Our so called ‘wildfires’ are the occasional man made heather burning getting out of hand, and a few acres of woodland destroyed in a hot spell, but they are insignificant compared to elsewhere where the wildfires are just that – out of control threats to very large areas of land, property, and often to life itself.

The increasing list is quite remarkable, and reflects the warmer temperatures over the last thirty years, and a three month longer burning season with less snow, earlier melting, and drier conditions.

Since 2015 fires destroyed 20,000 sq km of woodland in Alaska, another 2,000 in California and a whole town of 80,000 people had to be moved in Alberta. In Australia the number of bush fires is up by 40 per cent in the last ten years, and recently Tasmania had over 1,000 sq km destroyed.

Last year India had 21,000 wildfires in the Himalayas, southern Africa didn’t escape and just a year ago forest fires in parts of southern France, Spain and Portugal ruined many holidays.

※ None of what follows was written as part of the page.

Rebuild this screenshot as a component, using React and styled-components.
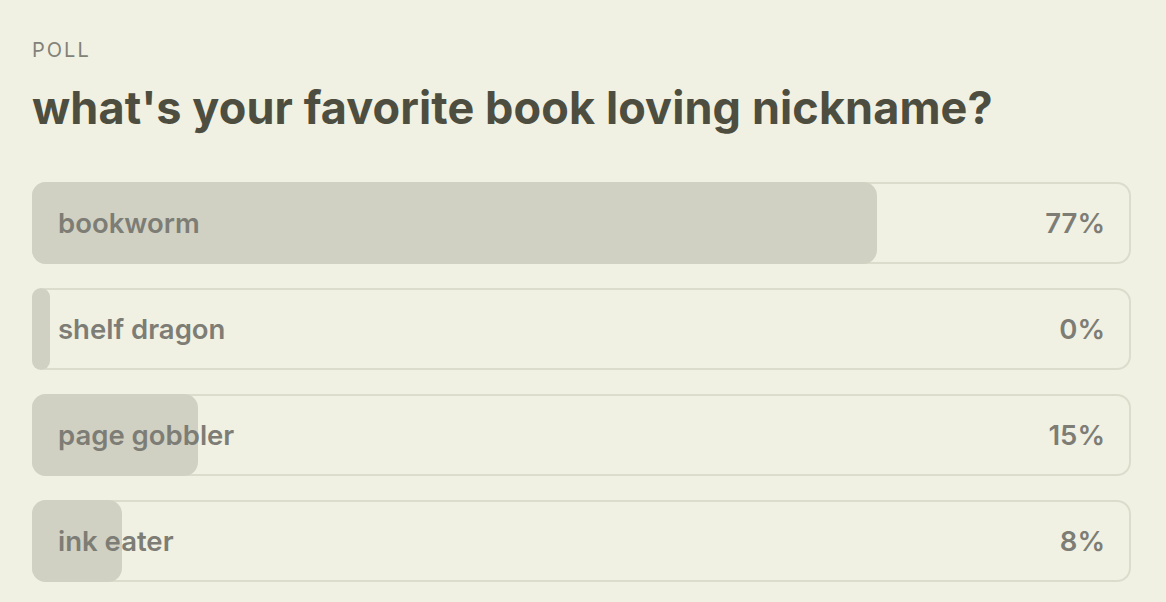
import React from "react";
import styled, { createGlobalStyle } from "styled-components";

const options = [
	{ label: "bookworm", pct: 77 },
	{ label: "shelf dragon", pct: 0 },
	{ label: "page gobbler", pct: 15 },
	{ label: "ink eater", pct: 8 },
];

const GlobalStyle = createGlobalStyle`
	html, body {
		margin: 0;
		padding: 0;
		background: #f1f1e3;
	}
	body {
		font-family: Inter, "Noto Sans", sans-serif;
	}
`;

const Poll = styled.section`
	padding: 38px 35px 20px 32px;
`;

const Kicker = styled.div`
	font-size: 20px;
	line-height: 24px;
	letter-spacing: 2px;
	color: #828279;
	text-transform: uppercase;
`;

const Question = styled.h1`
	margin: 18px 0 46px;
	font-size: 45px;
	line-height: 56px;
	font-weight: 700;
	letter-spacing: 0.1px;
	color: #4d4e3f;
`;

const List = styled.ul`
	list-style: none;
	margin: 0;
	padding: 0;
	display: flex;
	flex-direction: column;
	gap: 24px;
`;

const Option = styled.li`
	position: relative;
	display: flex;
	align-items: center;
	justify-content: space-between;
	height: 78px;
	padding: 0 24px;
	border: 2px solid #dcdccd;
	border-radius: 14px;
	background: #f1f1e3;
	font-size: 27.5px;
	font-weight: 600;
	color: #7d7d76;
`;

const Fill = styled.div`
	position: absolute;
	top: -2px;
	left: -2px;
	bottom: -2px;
	min-width: 18px;
	border-radius: 14px;
	background: #d1d1c3;
`;

const Text = styled.span`
	position: relative;
`;

export default function App() {
	return (
		<>
			<GlobalStyle />
			<Poll>
				<Kicker>Poll</Kicker>
				<Question>what's your favorite book loving nickname?</Question>
				<List>
					{options.map((o) => (
						<Option key={o.label}>
							<Fill style={{ width: `calc(${o.pct}% + 2px)` }} />
							<Text>{o.label}</Text>
							<Text>{o.pct}%</Text>
						</Option>
					))}
				</List>
			</Poll>
		</>
	);
}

Not only does the burning vegetation and soil release its CO2 into the atmosphere, but the attempts to control the destruction, with all the fire fighting vehicles, pumping equipment, helicopters and water dropping planes add to the carbon emissions and help make matters worse for the future, and raise the cost of fire fighting to billions.

It’s not just the vegetation and animals that are destroyed as human deaths are increasing and in Victoria, in 2009, around two hundred Australians were killed by rampant bush fires.